> _The problem_
Every line below should be repeated exactly.

> _Collected data_
────────
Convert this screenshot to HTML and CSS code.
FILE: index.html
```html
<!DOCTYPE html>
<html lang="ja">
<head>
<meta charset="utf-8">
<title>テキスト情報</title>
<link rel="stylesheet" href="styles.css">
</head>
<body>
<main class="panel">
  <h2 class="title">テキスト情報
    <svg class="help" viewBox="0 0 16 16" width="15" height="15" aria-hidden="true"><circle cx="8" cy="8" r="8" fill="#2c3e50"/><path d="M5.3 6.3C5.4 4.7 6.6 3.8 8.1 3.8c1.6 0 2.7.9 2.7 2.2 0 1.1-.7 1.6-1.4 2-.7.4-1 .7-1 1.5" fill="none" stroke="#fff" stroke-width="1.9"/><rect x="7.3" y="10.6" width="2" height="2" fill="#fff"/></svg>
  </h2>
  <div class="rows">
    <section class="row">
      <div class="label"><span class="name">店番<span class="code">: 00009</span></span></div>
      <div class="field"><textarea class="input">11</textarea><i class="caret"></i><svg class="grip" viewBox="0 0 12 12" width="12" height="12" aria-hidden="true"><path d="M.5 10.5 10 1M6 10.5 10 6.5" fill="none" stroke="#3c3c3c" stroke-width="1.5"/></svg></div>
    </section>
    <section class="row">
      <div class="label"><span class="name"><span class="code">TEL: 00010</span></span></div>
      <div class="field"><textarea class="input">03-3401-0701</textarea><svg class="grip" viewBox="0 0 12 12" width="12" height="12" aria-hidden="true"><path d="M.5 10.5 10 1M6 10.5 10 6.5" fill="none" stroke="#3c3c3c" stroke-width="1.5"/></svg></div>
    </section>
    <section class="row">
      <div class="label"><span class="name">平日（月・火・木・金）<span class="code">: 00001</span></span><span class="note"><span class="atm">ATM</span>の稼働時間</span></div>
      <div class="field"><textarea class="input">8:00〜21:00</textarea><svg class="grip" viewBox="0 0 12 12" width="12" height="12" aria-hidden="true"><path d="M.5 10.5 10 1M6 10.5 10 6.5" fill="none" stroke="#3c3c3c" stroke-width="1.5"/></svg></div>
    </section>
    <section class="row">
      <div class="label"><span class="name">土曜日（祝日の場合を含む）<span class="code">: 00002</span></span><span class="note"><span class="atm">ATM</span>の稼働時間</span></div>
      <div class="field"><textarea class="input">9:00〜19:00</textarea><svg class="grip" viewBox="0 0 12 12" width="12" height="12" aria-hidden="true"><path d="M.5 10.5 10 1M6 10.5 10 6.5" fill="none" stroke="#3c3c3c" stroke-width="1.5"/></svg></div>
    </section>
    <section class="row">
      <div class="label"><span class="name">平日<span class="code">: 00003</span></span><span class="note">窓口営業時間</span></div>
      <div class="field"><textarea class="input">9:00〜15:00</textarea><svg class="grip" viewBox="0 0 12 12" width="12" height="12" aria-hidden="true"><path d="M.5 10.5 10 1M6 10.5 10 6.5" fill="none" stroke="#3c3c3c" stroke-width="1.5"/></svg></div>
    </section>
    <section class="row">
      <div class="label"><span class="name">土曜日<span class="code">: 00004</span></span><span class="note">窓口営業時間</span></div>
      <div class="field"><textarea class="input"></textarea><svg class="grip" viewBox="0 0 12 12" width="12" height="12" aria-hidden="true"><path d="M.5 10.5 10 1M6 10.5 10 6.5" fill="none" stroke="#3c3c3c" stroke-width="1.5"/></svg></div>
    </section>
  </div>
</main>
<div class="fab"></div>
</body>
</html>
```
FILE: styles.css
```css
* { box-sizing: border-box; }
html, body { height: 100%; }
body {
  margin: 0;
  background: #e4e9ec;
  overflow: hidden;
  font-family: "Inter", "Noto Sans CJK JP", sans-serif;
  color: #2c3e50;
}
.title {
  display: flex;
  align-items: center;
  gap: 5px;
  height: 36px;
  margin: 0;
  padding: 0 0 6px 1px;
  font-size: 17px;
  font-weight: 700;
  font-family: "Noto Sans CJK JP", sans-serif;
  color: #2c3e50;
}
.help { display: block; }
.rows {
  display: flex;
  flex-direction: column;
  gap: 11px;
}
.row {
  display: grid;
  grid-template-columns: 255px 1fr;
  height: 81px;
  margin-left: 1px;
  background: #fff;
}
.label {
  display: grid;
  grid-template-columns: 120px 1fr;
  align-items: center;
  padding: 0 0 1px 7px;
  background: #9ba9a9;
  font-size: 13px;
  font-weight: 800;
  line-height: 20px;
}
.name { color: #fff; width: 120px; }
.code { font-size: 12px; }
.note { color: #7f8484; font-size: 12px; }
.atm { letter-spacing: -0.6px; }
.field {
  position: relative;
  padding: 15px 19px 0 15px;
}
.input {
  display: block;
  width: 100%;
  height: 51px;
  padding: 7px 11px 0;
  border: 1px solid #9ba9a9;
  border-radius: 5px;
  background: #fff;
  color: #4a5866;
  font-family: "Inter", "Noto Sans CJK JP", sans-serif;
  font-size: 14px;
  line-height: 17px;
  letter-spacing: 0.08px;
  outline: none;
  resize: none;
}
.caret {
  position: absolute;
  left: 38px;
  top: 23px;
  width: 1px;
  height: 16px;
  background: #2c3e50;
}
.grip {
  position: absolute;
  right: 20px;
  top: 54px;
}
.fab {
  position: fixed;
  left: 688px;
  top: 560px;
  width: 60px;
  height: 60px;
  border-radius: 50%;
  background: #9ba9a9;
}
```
────────
> _Exercise answer_
Convert this screenshot to HTML and CSS code.
FILE: index.html
```html
<!DOCTYPE html>
<html lang="ja">
<head>
<meta charset="utf-8">
<title>テキスト情報</title>
<link rel="stylesheet" href="styles.css">
</head>
<body>
<main class="panel">
  <h2 class="title">テキスト情報
    <svg class="help" viewBox="0 0 16 16" width="15" height="15" aria-hidden="true"><circle cx="8" cy="8" r="8" fill="#2c3e50"/><path d="M5.3 6.3C5.4 4.7 6.6 3.8 8.1 3.8c1.6 0 2.7.9 2.7 2.2 0 1.1-.7 1.6-1.4 2-.7.4-1 .7-1 1.5" fill="none" stroke="#fff" stroke-width="1.9"/><rect x="7.3" y="10.6" width="2" height="2" fill="#fff"/></svg>
  </h2>
  <div class="rows">
    <section class="row">
      <div class="label"><span class="name">店番<span class="code">: 00009</span></span></div>
      <div class="field"><textarea class="input">11</textarea><i class="caret"></i><svg class="grip" viewBox="0 0 12 12" width="12" height="12" aria-hidden="true"><path d="M.5 10.5 10 1M6 10.5 10 6.5" fill="none" stroke="#3c3c3c" stroke-width="1.5"/></svg></div>
    </section>
    <section class="row">
      <div class="label"><span class="name"><span class="code">TEL: 00010</span></span></div>
      <div class="field"><textarea class="input">03-3401-0701</textarea><svg class="grip" viewBox="0 0 12 12" width="12" height="12" aria-hidden="true"><path d="M.5 10.5 10 1M6 10.5 10 6.5" fill="none" stroke="#3c3c3c" stroke-width="1.5"/></svg></div>
    </section>
    <section class="row">
      <div class="label"><span class="name">平日（月・火・木・金）<span class="code">: 00001</span></span><span class="note"><span class="atm">ATM</span>の稼働時間</span></div>
      <div class="field"><textarea class="input">8:00〜21:00</textarea><svg class="grip" viewBox="0 0 12 12" width="12" height="12" aria-hidden="true"><path d="M.5 10.5 10 1M6 10.5 10 6.5" fill="none" stroke="#3c3c3c" stroke-width="1.5"/></svg></div>
    </section>
    <section class="row">
      <div class="label"><span class="name">土曜日（祝日の場合を含む）<span class="code">: 00002</span></span><span class="note"><span class="atm">ATM</span>の稼働時間</span></div>
      <div class="field"><textarea class="input">9:00〜19:00</textarea><svg class="grip" viewBox="0 0 12 12" width="12" height="12" aria-hidden="true"><path d="M.5 10.5 10 1M6 10.5 10 6.5" fill="none" stroke="#3c3c3c" stroke-width="1.5"/></svg></div>
    </section>
    <section class="row">
      <div class="label"><span class="name">平日<span class="code">: 00003</span></span><span class="note">窓口営業時間</span></div>
      <div class="field"><textarea class="input">9:00〜15:00</textarea><svg class="grip" viewBox="0 0 12 12" width="12" height="12" aria-hidden="true"><path d="M.5 10.5 10 1M6 10.5 10 6.5" fill="none" stroke="#3c3c3c" stroke-width="1.5"/></svg></div>
    </section>
    <section class="row">
      <div class="label"><span class="name">土曜日<span class="code">: 00004</span></span><span class="note">窓口営業時間</span></div>
      <div class="field"><textarea class="input"></textarea><svg class="grip" viewBox="0 0 12 12" width="12" height="12" aria-hidden="true"><path d="M.5 10.5 10 1M6 10.5 10 6.5" fill="none" stroke="#3c3c3c" stroke-width="1.5"/></svg></div>
    </section>
  </div>
</main>
<div class="fab"></div>
</body>
</html>
```
FILE: styles.css
```css
* { box-sizing: border-box; }
html, body { height: 100%; }
body {
  margin: 0;
  background: #e4e9ec;
  overflow: hidden;
  font-family: "Inter", "Noto Sans CJK JP", sans-serif;
  color: #2c3e50;
}
.title {
  display: flex;
  align-items: center;
  gap: 5px;
  height: 36px;
  margin: 0;
  padding: 0 0 6px 1px;
  font-size: 17px;
  font-weight: 700;
  font-family: "Noto Sans CJK JP", sans-serif;
  color: #2c3e50;
}
.help { display: block; }
.rows {
  display: flex;
  flex-direction: column;
  gap: 11px;
}
.row {
  display: grid;
  grid-template-columns: 255px 1fr;
  height: 81px;
  margin-left: 1px;
  background: #fff;
}
.label {
  display: grid;
  grid-template-columns: 120px 1fr;
  align-items: center;
  padding: 0 0 1px 7px;
  background: #9ba9a9;
  font-size: 13px;
  font-weight: 800;
  line-height: 20px;
}
.name { color: #fff; width: 120px; }
.code { font-size: 12px; }
.note { color: #7f8484; font-size: 12px; }
.atm { letter-spacing: -0.6px; }
.field {
  position: relative;
  padding: 15px 19px 0 15px;
}
.input {
  display: block;
  width: 100%;
  height: 51px;
  padding: 7px 11px 0;
  border: 1px solid #9ba9a9;
  border-radius: 5px;
  background: #fff;
  color: #4a5866;
  font-family: "Inter", "Noto Sans CJK JP", sans-serif;
  font-size: 14px;
  line-height: 17px;
  letter-spacing: 0.08px;
  outline: none;
  resize: none;
}
.caret {
  position: absolute;
  left: 38px;
  top: 23px;
  width: 1px;
  height: 16px;
  background: #2c3e50;
}
.grip {
  position: absolute;
  right: 20px;
  top: 54px;
}
.fab {
  position: fixed;
  left: 688px;
  top: 560px;
  width: 60px;
  height: 60px;
  border-radius: 50%;
  background: #9ba9a9;
}
```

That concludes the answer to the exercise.